Try New Things – When you’re young you have to try new things all the time because everything is new. New food. New places. New sports. New schools. Enjoy the ‘try me’ years. Experiment with everything that inspires you. You may not be good at, or like everything, but if you don’t try you won’t know. I did 2 student exchanges in Middle School. The first was a horrible bust where the girl and I were so astoundingly different that all we had in common was our gender. Her family lived on the outskirts of Boston so even though it was a “Boston Exchange” I never saw the city. Other than school I never saw anyone. Her brothers spit on me, her mother forgot to pack me a lunch and it was just generally miserable in her house. Not wanting to blanket judge all exchanges, I wrote it off as a single bad experience and tried an exchange again in Grade 8. Ironically, it was equally, if not more, terrible. Luck had drawn me essentially the same girl but this one spoke no English. I hated every minute of it. But, with hindsight, I’m proud to say I did it. It, unlike bad skin, is one of those experiences that actually made me stronger. Better, for the bad. I wasn’t afraid to take a risk. As we age we get more stuck in our ways and are less likely to branch out. Try things now. And even if they don’t work out (and you have to learn to say “I want to go home” in a foreign language) you’ll have grown. And that kind of growth is great.

Be open with your love – You tell me you love me all the time right now. You love holding my hand and snuggling. Children are gregarious with their love because they do very little self editing. They aren’t worried about how they are being perceived. I’m dreading the time when you no longer want to hug and kiss me. When having me around is a thorn in your side. Try not to get too self aware if you can help it. I went through a distinct “parent embarrassment” period where I wanted to be dropped off a block from the party at all times. You’ll know you’re really grown up when you no longer care about things like that, and getting dropped off at the front door of an event by your parents is awesome. Less walking! No cab fare! Take the same lesson to heart when dealing with girlfriends. Physical affection is a lovely thing to offer those you care for. Don’t be crazy PDA guy – he’s gross – but don’t withhold either. Who cares what others think. If you want to hold her hand, hold it. And if you wanna hold mine…I can think of nothing better.

Be a Joiner, Be a Doer, Be a Leader – You don’t have to join everything just get out there. Open up your mind. Make new friends. A Doer is essentially someone who’s not lazy. Enjoy the energy and freedom of your youth and get involved with people, things and causes you’re interested in. Work takes over so much of your adult years. Do the things you want while you have the time to do them. And you can choose to be a leader or not, just don’t be a follower. Followers give up too much of their power. They put their needs and feelings in someone else’s hands. It’s more responsibility to make your own decisions. More work to stand up for yourself rather than behind another. But if you make that choice you’ll never feel like a spectator in your own life and there is something real to be said for that.
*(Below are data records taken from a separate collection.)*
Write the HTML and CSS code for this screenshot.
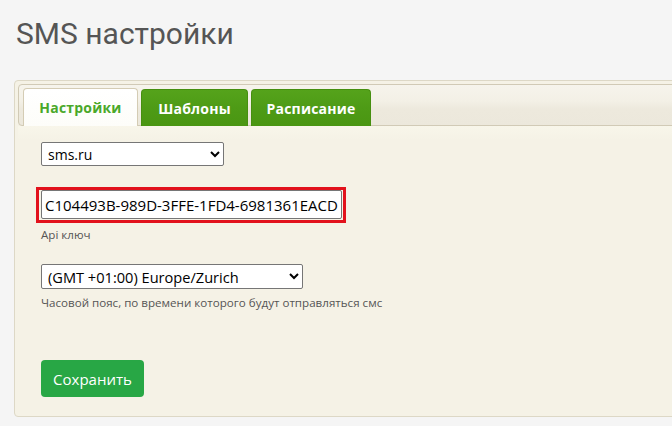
FILE: index.html
```html
<!DOCTYPE html>
<html lang="ru">
<head>
<meta charset="utf-8">
<title>SMS настройки</title>
<link rel="stylesheet" href="styles.css">
</head>
<body>
<div class="page">
  <h1 class="title">SMS настройки</h1>
  <div class="panel">
    <div class="tabs">
      <div class="tab tab-active">Настройки</div>
      <div class="tab tab-green">Шаблоны</div>
      <div class="tab tab-green">Расписание</div>
    </div>
    <div class="content">
      <div class="field field-provider">
        <select class="select select-provider">
          <option>sms.ru</option>
        </select>
      </div>
      <div class="field field-key">
        <div class="highlight">
          <input class="input" type="text" value="C104493B-989D-3FFE-1FD4-6981361EACD5">
        </div>
        <div class="hint">Api ключ</div>
      </div>
      <div class="field field-tz">
        <select class="select select-tz">
          <option>(GMT +01:00) Europe/Zurich</option>
        </select>
        <div class="hint">Часовой пояс, по времени которого будут отправляться смс</div>
      </div>
      <div class="actions">
        <button class="btn-save" type="button">Сохранить</button>
      </div>
    </div>
  </div>
</div>
</body>
</html>
```

FILE: styles.css
```css
html, body {
  margin: 0;
  padding: 0;
  background: #f5f5f5;
  overflow: hidden;
}
.page {
  width: 672px;
  height: 426px;
  padding: 0 0 0 14px;
  box-sizing: border-box;
  overflow: hidden;
  font-family: "Open Sans", "Noto Sans", sans-serif;
}
.title {
  margin: 0;
  padding: 16px 0 0 2px;
  height: 80px;
  box-sizing: border-box;
  font-family: Roboto, "Liberation Sans", sans-serif;
  font-weight: 400;
  font-size: 30px;
  line-height: 36px;
  color: #555;
}
.panel {
  width: 700px;
  height: 337px;
  box-sizing: border-box;
  border: 1px solid #ddd8c6;
  border-radius: 4px;
  background: #f5f2e6;
  padding: 3px 3px 0 3px;
}
.tabs {
  display: flex;
  gap: 3px;
  height: 42px;
  box-sizing: border-box;
  padding: 4px 0 0 4px;
  border: 1px solid #d1cab6;
  border-radius: 4px;
  background: linear-gradient(#f6f4ec 0%, #f3f0e6 40%, #ede9dd 60%, #ece8dc 100%);
  align-items: flex-end;
}
.tab {
  height: 37px;
  box-sizing: border-box;
  margin-bottom: -1px;
  border-radius: 4px 4px 0 0;
  font-size: 14px;
  font-weight: 700;
  display: flex;
  align-items: center;
  justify-content: center;
  letter-spacing: 0.2px;
}
.tab-active {
  width: 115px;
  border: 1px solid #d4ccb4;
  border-bottom: none;
  color: #4aa82a;
  height: 38px;
  margin-bottom: -1px;
  background: linear-gradient(#fff 0%, #fdfdf9 100%);
}
.tab-green {
  background: linear-gradient(#55a31b 0%, #4e9b16 50%, #4a9612 100%);
  border: 1px solid #468f10;
  border-bottom: none;
  color: #fff;
}
.tab-green:nth-child(2) { width: 107px; }
.tab-green:nth-child(3) { width: 120px; }
.content {
  padding: 16px 0 0 23px;
  background: linear-gradient(#f8f6ea 0px, #f5f2e6 14px);
  height: 290px;
  box-sizing: border-box;
}
.field-provider {
  height: 45px;
}
.select {
  font-family: "Open Sans", "Noto Sans", sans-serif;
  color: #000;
  background: #fff;
  border: 1px solid #767676;
  border-radius: 2px;
  box-sizing: border-box;
}
.select-provider {
  width: 183px;
  height: 24px;
  font-size: 14px;
  padding: 0 2px;
}
.field-key {
  height: 77px;
}
.highlight {
  display: inline-block;
  border: 3px solid #e2121c;
  padding: 0 1px 1px 2px;
  margin-left: -5px;
  line-height: 0;
}
.input {
  width: 301px;
  height: 29px;
  box-sizing: border-box;
  border: 1px solid #767676;
  border-radius: 2px;
  padding: 0 3px;
  font-family: "Open Sans", "Noto Sans", sans-serif;
  font-size: 15px;
  color: #000;
  background: #fff;
}
.hint {
  font-size: 11.6px;
  color: #555;
  margin-top: 4px;
  line-height: 15px;
}
.field-tz {
  height: 96px;
}
.select-tz {
  width: 262px;
  height: 25px;
  font-size: 14.6px;
  padding: 0 2px;
}
.field-tz .hint {
  margin-top: 6px;
}
.btn-save {
  width: 103px;
  height: 37px;
  border: none;
  border-radius: 4px;
  background: #28a745;
  color: #fff;
  font-family: "Open Sans", "Noto Sans", sans-serif;
  font-size: 15px;
  padding: 0;
}
```
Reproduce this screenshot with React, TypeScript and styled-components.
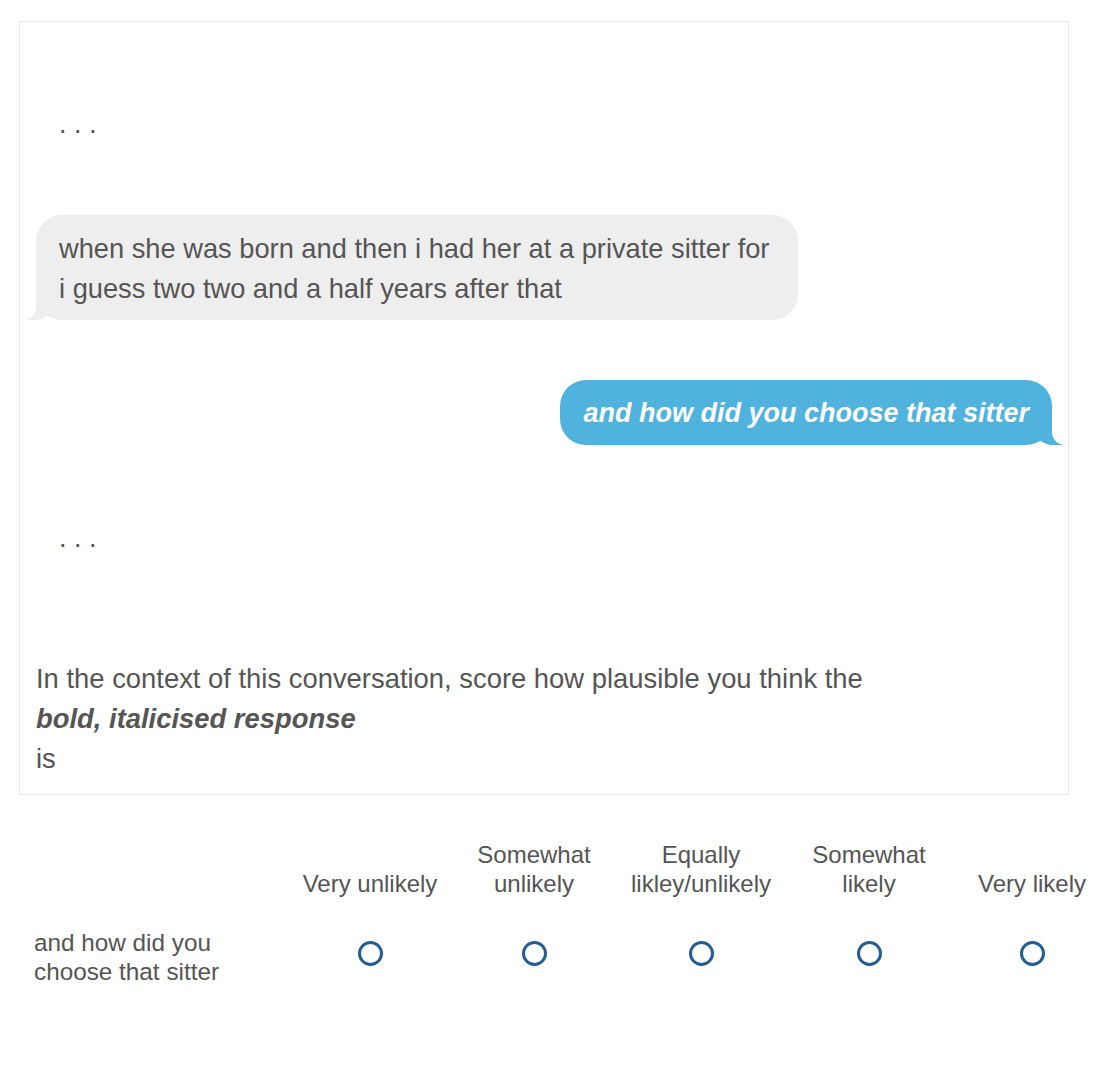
import React from "react";
import styled, { createGlobalStyle } from "styled-components";

const Global = createGlobalStyle`
  html, body { margin: 0; padding: 0; background: #ffffff; }
  body { font-family: "Liberation Sans", Arial, Helvetica, sans-serif; color: #555555; overflow-x: hidden; }
  * { box-sizing: border-box; }
`;

const Page = styled.div`
  width: 1110px;
  padding-top: 21px;
  padding-bottom: 60px;
`;

const QuestionBox = styled.div`
  margin-left: 19px;
  width: 1050px;
  border: 1px solid #e9e9e9;
  padding: 0 16px 15px;
  display: flex;
  flex-direction: column;
`;

const Typing = styled.div<{ $top: number }>`
  margin-top: ${(p) => p.$top}px;
  padding-left: 23px;
  font-size: 27px;
  line-height: 40px;
  color: #555555;
`;

const Bubble = styled.div<{ $top: number; $mine?: boolean }>`
  position: relative;
  margin-top: ${(p) => p.$top}px;
  max-width: 75%;
  align-self: ${(p) => (p.$mine ? "flex-end" : "flex-start")};
  padding: ${(p) => (p.$mine ? "13px 23px 12px" : "14px 23px 11px")};
  border-radius: 26px;
  font-size: ${(p) => (p.$mine ? "27px" : "27.25px")};
  line-height: 40px;
  background: ${(p) => (p.$mine ? "#4fb3de" : "#eeeeee")};
  color: ${(p) => (p.$mine ? "#ffffff" : "#555555")};
  font-weight: ${(p) => (p.$mine ? 700 : 400)};
  font-style: ${(p) => (p.$mine ? "italic" : "normal")};

  &::before {
    content: "";
    position: absolute;
    bottom: 0;
    ${(p) => (p.$mine ? "right: -11px;" : "left: -11px;")}
    width: 30px;
    height: 26px;
    background: ${(p) => (p.$mine ? "#4fb3de" : "#eeeeee")};
    ${(p) =>
      p.$mine
        ? "border-bottom-left-radius: 20px;"
        : "border-bottom-right-radius: 20px;"}
  }

  &::after {
    content: "";
    position: absolute;
    bottom: 0;
    ${(p) => (p.$mine ? "right: -15px;" : "left: -15px;")}
    width: 15px;
    height: 26px;
    background: #ffffff;
    ${(p) =>
      p.$mine
        ? "border-bottom-left-radius: 13px;"
        : "border-bottom-right-radius: 13px;"}
  }
`;

const BubbleText = styled.span`
  position: relative;
  z-index: 1;
`;

const Prompt = styled.div`
  margin-top: 101px;
  font-size: 27.4px;
  line-height: 40px;
  color: #555555;
`;

const Emph = styled.strong`
  display: block;
  font-weight: 700;
  font-style: italic;
`;

const Matrix = styled.div`
  margin-top: 45px;
  margin-left: 34px;
  display: grid;
  grid-template-columns: 256px 160px 168px 166px 170px 156px;
  row-gap: 30px;
  font-size: 24px;
  line-height: 29px;
  color: #555555;
`;

const HeadCell = styled.div`
  display: flex;
  align-items: flex-end;
  justify-content: center;
  text-align: center;
`;

const RowLabel = styled.div`
  display: flex;
  align-items: center;
  padding-right: 20px;
  font-size: 24.3px;
`;

const RadioCell = styled.label`
  display: flex;
  align-items: center;
  justify-content: center;
  padding-bottom: 7px;
  cursor: pointer;
`;

const Radio = styled.span`
  width: 25px;
  height: 25px;
  border-radius: 50%;
  border: 3px solid #245d94;
  background: #ffffff;
`;

const scale = [
  ["Very unlikely"],
  ["Somewhat", "unlikely"],
  ["Equally", "likley/unlikely"],
  ["Somewhat", "likely"],
  ["Very likely"],
];

export default function App() {
  return (
    <>
      <Global />
      <Page>
        <QuestionBox>
          <Typing $top={82}>. . .</Typing>
          <Bubble $top={71}>
            <BubbleText>
              when she was born and then i had her at a private sitter for i guess two two and a half years after that
            </BubbleText>
          </Bubble>
          <Bubble $top={60} $mine>
            <BubbleText>and how did you choose that sitter</BubbleText>
          </Bubble>
          <Typing $top={73}>. . .</Typing>
          <Prompt>
            In the context of this conversation, score how plausible you think the
            <Emph>bold, italicised response</Emph>
            is
          </Prompt>
        </QuestionBox>
        <Matrix>
          <div />
          {scale.map((lines, i) => (
            <HeadCell key={i}>
              <div>
                {lines.map((l, j) => (
                  <div key={j}>{l}</div>
                ))}
              </div>
            </HeadCell>
          ))}
          <RowLabel>and how did you choose that sitter</RowLabel>
          {scale.map((_, i) => (
            <RadioCell key={i}>
              <Radio />
            </RadioCell>
          ))}
        </Matrix>
      </Page>
    </>
  );
}
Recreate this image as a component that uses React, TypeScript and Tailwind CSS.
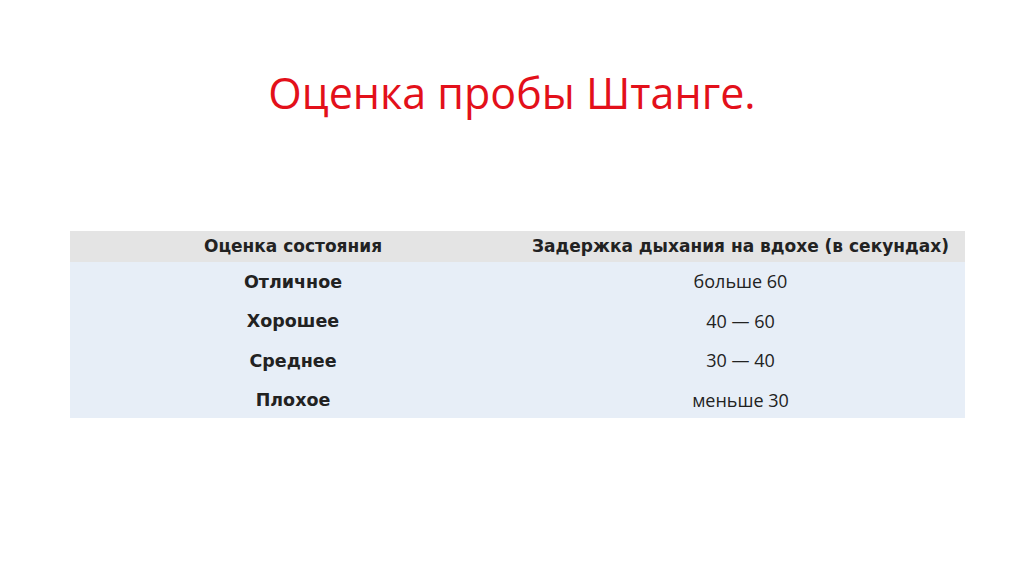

Enjoy your Summers–  I know most of the other things are abstract but I’m going to get kinda specific with this one. Summers are special, holy even, in the world of a child. The days get longer and the nights shorter. You can be outside well past your bedtime. Popcicles and freezies are everywhere. Friends and parents are available more. There’s no school. I can’t even fathom this concept of year round school or starting the year mid August. That’s ridiculous. Summer is what fuels you for the rest of the year.

Lochlan, It is my plan that you spend at least 6 weeks of every summer in Canada. I was blessed enough to grow up summering in Ontario. Being at the cottage. Going to camp. I can’t express how happy those experiences made me or how instrumental they were to who I am. If you grow up and want to spend the summers with your friends in California, at surf camp or whatever, I totally understand. But please try to spend some time in Canada. Maybe 2 weeks at the cottage and a month at camp? It’s my hope that you’ll love it as much as I did and look forward to it all year. The friends and memories I have from my childhood summers are some of my strongest. Your cottage is the last of the great outdoors, and there is something exceptional about spending your summers in the wilderness surrounded by throngs of happy, healthy, young people. I even say that with the full knowledge that you’ll probably cease all contact with me during those days, as people as old as your parents don’t exist when you’re in the world of camp.

Watch the sun set. Dive into a lake on a boiling hot day. Go skinny dipping on a warm night. Drive the boats or wakeboard behind them. Sing songs. Do skits. Party in the evenings when the sun sets but the heat stays. Paddle a canoe. Read a book by the fire. Your dad and I are agreed, just as my parents always were, that no TV will ever be at the cottage. It was there I learned to love reading. It was there that you could really appreciate the night. The sounds, the stars…Life is so connected that it’s a real luxury to go somewhere that, for all intensive purposes, you’re off grid.  We broke down last year and got a DVD projector for the occasional movie, but it’s a treat and not the norm. I hope it remains that way for you. That goes the same for game systems…

Finally, Have Fun and Don’t worry – Ride your bike, read comics, play ridiculous games with your friends, try new things, douse yourself in silly string, stay up all night playing video games, make a rally cry with your team, do crazy dances to make someone laugh, wear costumes…do all those silly, fun, yes, childish things. Because darling, you’re a child and you deserve to be light. Stress free. Try not to worry. Worry is for adults. For parents. What you can do is respect the worry. Know that we worry for real reasons, and because we want you safe and happy. Be responsible. Make smart choices. Call when you get there not because you’re told to, but because you understand why we need you to. But ultimately leave the stress to us. There’s lots of time to be serious. Childhood isn’t one of them.

You said to me the other day, “Kids don’t always get what they want, do they Mommy?” I told you that adults don’t always get what they want either. Life doesn’t work like that. We do the best we can to line up our realities with our dreams, and all too often we have to adjust. As a child, especially a child as blessed as you, that’s a foreign concept. Right now, aside from things like the candy apple you asked for in bed a couple days ago, you have very few disappointments. If it could be like that forever I’m not sure it would make you a better man. Some disappointments are necessary to make us stronger and less vulnerable, to clarify our values and desires. I want you to have as close to a perfect life as possible without ending up clueless. But I also want you to grow into a man that can handle being a grown up without losing the joy he had as a child.

If for nothing else, it’ll make you a great parent.